The United States relies on just three power grids to bring electricity to the nation. Here, homes in Orlando, Florida are wedged against a power line. 

You say, “preparing for the unknown has always been the challenge facing civil defence planners.” Are we prepared for a major cyber-attack?

We are not. When it comes to the agencies that bear the most direct responsibility for protecting and responding to attacks on the American public — the Department of Homeland Security and its subordinate agency FEMA, the Federal Emergency Management Agency — what they are prepared for is a flood or a hurricane; or a massive earthquake in California. What they are not prepared for at all is a cyberattack.

There isn’t even unanimity at the highest levels of government on what to do. I’ll give you an example: I spoke to the head of FEMA, a very bright man by the name of Craig Fugate. I asked him, “What would you do if a cyberattack hit Manhattan? Would you evacuate the city?” He said, “No, you can’t do that. Too many people and it’s impossible.”

There isn’t even unanimity at the highest levels of government on what to do.

Ted Koppel

A couple of days later I interviewed his deputy, likewise a very smart fellow by the name of Joe Nimmich, a retired vice admiral. I said to him, “What would you do if a cyberattack hit Manhattan?” “We would evacuate,” he said. Now, if the two top people at FEMA have diametrically opposed views of what you would do in the event of an attack like this, I think it’s safe to say. “We’re not ready!”

Indeed, when speaking to the current Secretary of Homeland Security, Jeh Johnson, I detect no inkling of comprehension on his part that there is a difference between a natural disaster and a cyberattack. His response is, “Everybody should get a battery powered radio.” [Laughs]


The effects of a major cyberattack on the Eastern Interconnect power grid could be even worse than this blackout in Manhattan caused by superstorm Sandy on October 31st, 2012. 

An article in Wired criticized the US government’s “paranoid and vindictive” treatment of hackers and its refusal to hire them because they smoked pot. Shouldn’t we be doing more to persuade these often brilliant young people to help us?

[Laughs] Well, if we are going to eliminate all the people who have at one time or another smoked pot, the President, by his own admission, would have to step down, wouldn’t he? But I couldn’t agree more! If I were in government I’d put them on the job and see what they could do to help.

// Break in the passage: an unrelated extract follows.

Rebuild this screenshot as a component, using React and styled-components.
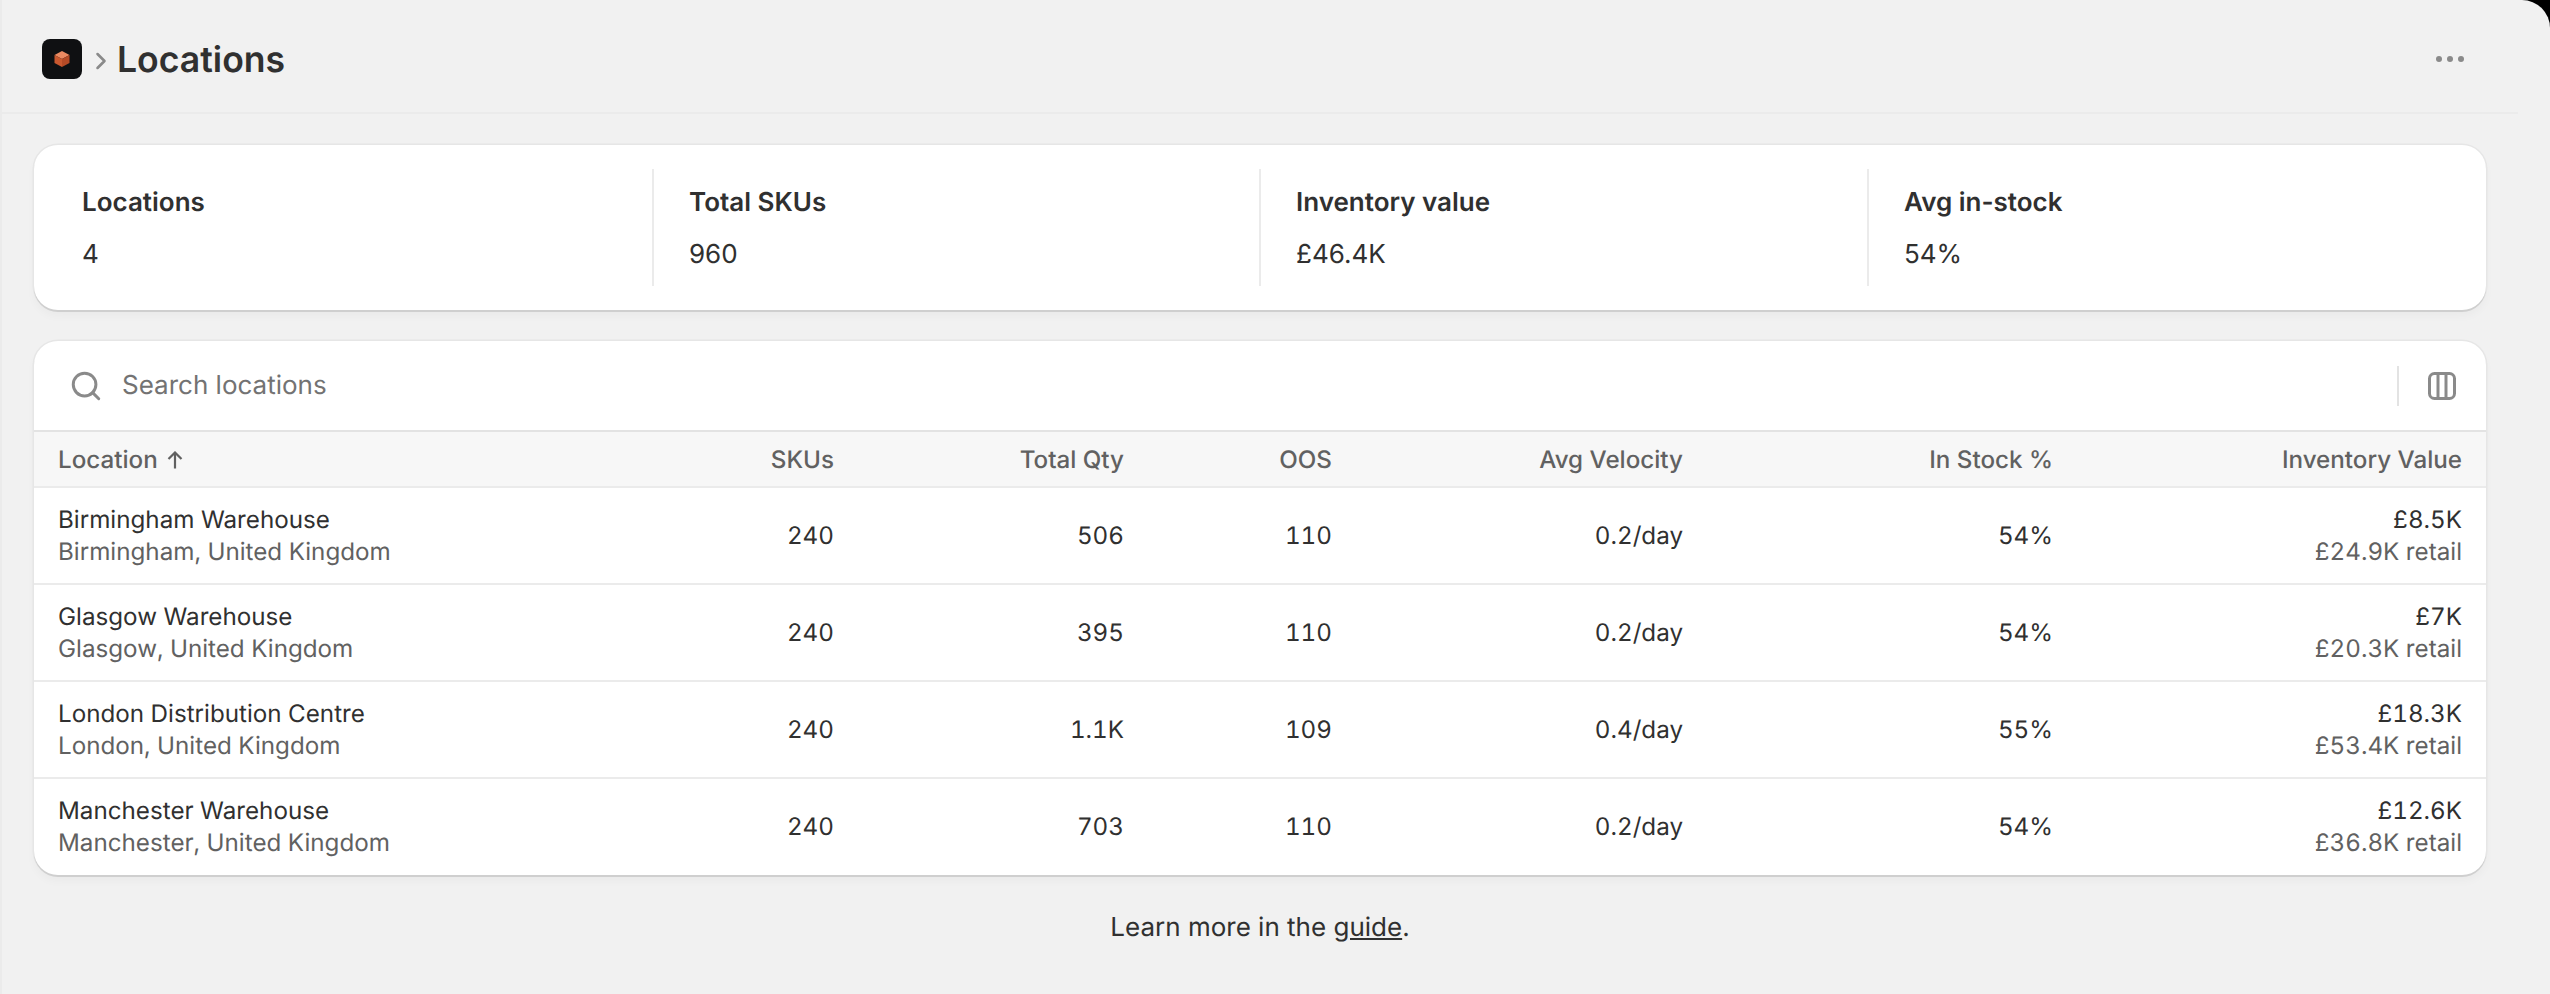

But I am not a technical specialist. I didn’t write this book in order to say, here’s how it’s done or how it can be done. I wrote the book to establish whether the experts believed it can and most likely will happen; and then to investigate which agencies, if any, private or government, have made any preparations for an unprecedented attack. And as I feared, there are very few preparations, if any.

It may have been Leon Panetta’s speech where he talked about a cyberattack being the equivalent of a cyber Pearl Harbor. Leon Panetta is a serious guy and Secretaries of Defence don’t go around making these kinds of statements randomly. When Janet Napolitano retired, after five years as Secretary of Homeland Security, she made a similar comment in her farewell press conference at the National Press Club.

So I began making a couple of phone calls to the Red Cross, the Department of Homeland Security, FEMA, to try to establish whether anyone was prepared for this. I’ve been a reporter for over fifty years and, as you well know, one of the joys of being a reporter is that you are rarely as much of an expert on a given subject as the people you interview. As reporters, we are usually just people who have an instinct there’s a story here. Then we go to the people who have the information and start teasing it out of them.

I began with the instinct that, if I take Leon Panetta and Janet Napolitano at their word, what is it that the federal government has done to prepare for this? My instinct was, nothing. And, that, indeed, is more or less what I’ve found.